START Provided data

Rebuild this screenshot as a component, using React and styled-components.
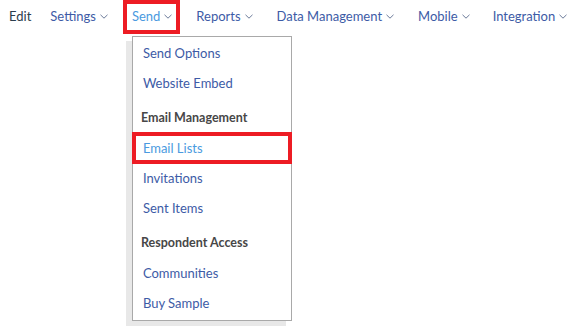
import React from 'react'
import styled, { createGlobalStyle } from 'styled-components'

const GlobalStyle = createGlobalStyle`
  html, body {
    margin: 0;
    background: #fff;
    font-family: Lato, "Noto Sans", sans-serif;
  }
`;

const navItems = [
  { label: 'Settings', gap: 19 },
  { label: 'Send', gap: 24, active: true },
  { label: 'Reports', gap: 24 },
  { label: 'Data Management', gap: 24 },
  { label: 'Mobile', gap: 24 },
  { label: 'Integration', gap: 23 },
];

const menu = [
  { label: 'Send Options' },
  { label: 'Website Embed' },
  { label: 'Email Management', header: true },
  { label: 'Email Lists', marked: true },
  { label: 'Invitations' },
  { label: 'Sent Items' },
  { label: 'Respondent Access', header: true },
  { label: 'Communities' },
  { label: 'Buy Sample' },
];

const Chevron = () => (
  <svg width="8" height="5" viewBox="0 0 8 5">
    <path d="M0.5 0.8 L4 4.2 L7.5 0.8" fill="none" stroke="#6b7a99" strokeWidth="1" />
  </svg>
);

export default function App() {
  return (
    <Page>
      <GlobalStyle />
      <Nav>
        <EditLabel>Edit</EditLabel>
        {navItems.map((item) => (
          <NavItem key={item.label} $gap={item.gap} $active={item.active}>
            <span>{item.label}</span>
            <Chevron />
            {item.active && (
              <Dropdown>
                {menu.map((m) =>
                  m.header ? (
                    <GroupTitle key={m.label}>{m.label}</GroupTitle>
                  ) : (
                    <MenuItem key={m.label} $marked={m.marked}>
                      {m.label}
                    </MenuItem>
                  )
                )}
              </Dropdown>
            )}
          </NavItem>
        ))}
      </Nav>
    </Page>
  );
}

const Page = styled.div`
  min-height: 333px;
  width: 578px;
  position: relative;
`;

const Nav = styled.nav`
  display: flex;
  align-items: center;
  height: 31px;
  padding-left: 9px;
  font-size: 13px;
  white-space: nowrap;
`;

const EditLabel = styled.span`
  color: #2c3d4d;
  flex-shrink: 0;
`;

const NavItem = styled.div`
  position: relative;
  display: flex;
  flex-shrink: 0;
  align-items: center;
  gap: 4px;
  margin-left: ${(p) => p.$gap}px;
  height: 31px;
  color: ${(p) => (p.$active ? '#4a9ae0' : '#3d5ba6')};
  cursor: pointer;
  svg {
    margin-top: 1px;
  }
  ${(p) =>
    p.$active &&
    `
    &::before {
      content: '';
      position: absolute;
      left: -9px;
      right: -8px;
      top: 0;
      height: 34px;
      box-sizing: border-box;
      border: 4px solid #ed1c24;
      pointer-events: none;
    }
  `}
`;

const Dropdown = styled.div`
  position: absolute;
  top: 36px;
  left: 0;
  width: 158px;
  padding: 1px 0 2px;
  background: #fff;
  border: 1px solid #a9a9a9;
  box-shadow: -6px 5px 0 #e8e8e8;
  z-index: 2;
`;

const MenuItem = styled.div`
  height: 30px;
  line-height: 30px;
  padding-left: 10px;
  color: ${(p) => (p.$marked ? '#4a9ae0' : '#3d5ba6')};
  ${(p) =>
    p.$marked &&
    `
    outline: 4px solid #ed1c24;
    outline-offset: -3px;
  `}
`;

const GroupTitle = styled.div`
  height: 30px;
  line-height: 30px;
  padding: 5px 0 0 8px;
  color: #474747;
  font-weight: 700;
  font-size: 12.5px;
`;
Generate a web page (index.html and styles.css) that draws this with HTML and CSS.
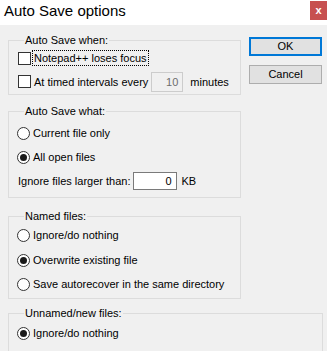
FILE: index.html
```html
<!DOCTYPE html>
<html>
<head>
<meta charset="utf-8">
<link rel="stylesheet" href="styles.css">
</head>
<body>
<div class="titlebar">
  <span class="title">Auto Save options</span>
  <span class="close">x</span>
</div>
<div class="client">
  <div class="top">
    <div class="left">
      <fieldset class="group g1">
        <legend>Auto Save when:</legend>
        <div class="row r1"><span class="check"></span><span class="lbl focus">Notepad++ loses focus</span></div>
        <div class="row r2"><span class="check"></span><span class="lbl">At timed intervals every</span><span class="edit disabled">10</span><span class="lbl">minutes</span></div>
      </fieldset>
      <fieldset class="group g2">
        <legend>Auto Save what:</legend>
        <div class="row rr"><span class="radio"></span><span class="lbl">Current file only</span></div>
        <div class="row rr"><span class="radio on"></span><span class="lbl">All open files</span></div>
        <div class="row rr"><span class="plain">Ignore files larger than:</span><span class="edit size">0</span><span class="lbl">KB</span></div>
      </fieldset>
      <fieldset class="group g3">
        <legend>Named files:</legend>
        <div class="row n1"><span class="radio"></span><span class="lbl">Ignore/do nothing</span></div>
        <div class="row n2"><span class="radio on"></span><span class="lbl">Overwrite existing file</span></div>
        <div class="row n3"><span class="radio"></span><span class="lbl">Save autorecover in the same directory</span></div>
      </fieldset>
    </div>
    <div class="buttons">
      <div class="btn default">OK</div>
      <div class="btn">Cancel</div>
    </div>
  </div>
  <fieldset class="group g4">
    <legend>Unnamed/new files:</legend>
    <div class="row rr"><span class="radio on"></span><span class="lbl">Ignore/do nothing</span></div>
    <div class="row rr"><span class="radio"></span><span class="lbl">Save to autorecover directory</span></div>
  </fieldset>
</div>
</body>
</html>
```
FILE: styles.css
```css
html, body {
  margin: 0;
  padding: 0;
  background: #f0f0f0;
  overflow: hidden;
}
body {
  width: 327px;
  height: 351px;
  font-family: "Liberation Sans", Arial, sans-serif;
  font-size: 11px;
  color: #000;
  white-space: nowrap;
}
.titlebar {
  height: 25px;
  background: #fff;
  display: flex;
  justify-content: space-between;
  align-items: flex-start;
}
.title {
  font-size: 15px;
  line-height: 20px;
  margin-left: 4px;
  margin-top: 1px;
}
.close {
  width: 17px;
  height: 19px;
  margin-top: 1px;
  background: #c75050;
  color: #fff;
  font-weight: bold;
  font-size: 11px;
  line-height: 18px;
  text-align: center;
}
.client {
  padding-left: 8px;
}
.top {
  display: flex;
}
.left {
  width: 233px;
  flex: none;
}
.group {
  margin: 0;
  padding: 0 0 0 8px;
  border: 1px solid #dcdcdc;
  min-width: 0;
}
.group legend {
  padding: 0 1px;
  margin-left: 7px;
  line-height: 14px;
  height: 14px;
}
.g1 { margin-top: 8px; }
.g2 { margin-top: 9px; padding-top: 3px; padding-bottom: 4px; }
.g3 { margin-top: 11px; padding-bottom: 3px; }
.g4 { margin-top: 7px; width: 305px; padding-top: 1px; padding-bottom: 10px; }
.row {
  display: flex;
  align-items: center;
}
.r1 { height: 22px; }
.r2 { height: 25px; }
.rr { height: 24px; }
.n1 { height: 24px; }
.n2 { height: 26px; }
.n3 { height: 22px; }
.check {
  width: 11px;
  height: 11px;
  border: 1px solid #333;
  background: #fff;
  margin-left: 1px;
  flex: none;
}
.radio {
  width: 11px;
  height: 11px;
  border: 1px solid #333;
  border-radius: 50%;
  background: #fff;
  flex: none;
  position: relative;
}
.radio.on::after {
  content: "";
  position: absolute;
  left: 2px;
  top: 2px;
  width: 7px;
  height: 7px;
  border-radius: 50%;
  background: #1a1a1a;
}
.lbl {
  margin-left: 3px;
  line-height: 14px;
}
.focus {
  outline: 1px dotted #000;
  outline-offset: 0;
  padding: 0 1px;
  margin-left: 2px;
}
.plain {
  margin-left: 1px;
}
.edit {
  box-sizing: border-box;
  text-align: right;
  padding-right: 4px;
  flex: none;
}
.edit.disabled {
  width: 32px;
  height: 20px;
  margin-left: 3px;
  margin-right: 4px;
  border: 1px solid #cccccc;
  color: #6d6d6d;
  background: #f0f0f0;
  line-height: 18px;
}
.edit.size {
  width: 44px;
  height: 18px;
  margin-left: 2px;
  margin-right: 2px;
  border: 1px solid #7a7a7a;
  background: #fff;
  line-height: 16px;
}
.buttons {
  margin-left: 8px;
  padding-top: 12px;
  display: flex;
  flex-direction: column;
  gap: 9px;
}
.btn {
  box-sizing: border-box;
  width: 73px;
  height: 19px;
  border: 1px solid #adadad;
  background: #e1e1e1;
  text-align: center;
  line-height: 17px;
}
.btn.default {
  border: 2px solid #0078d7;
  line-height: 15px;
}
```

END Provided data

§ Description of the task: Return each line of the data that contains the string "components".

§ Answer in full:
Rebuild this screenshot as a component, using React and styled-components.
import styled, { createGlobalStyle } from 'styled-components'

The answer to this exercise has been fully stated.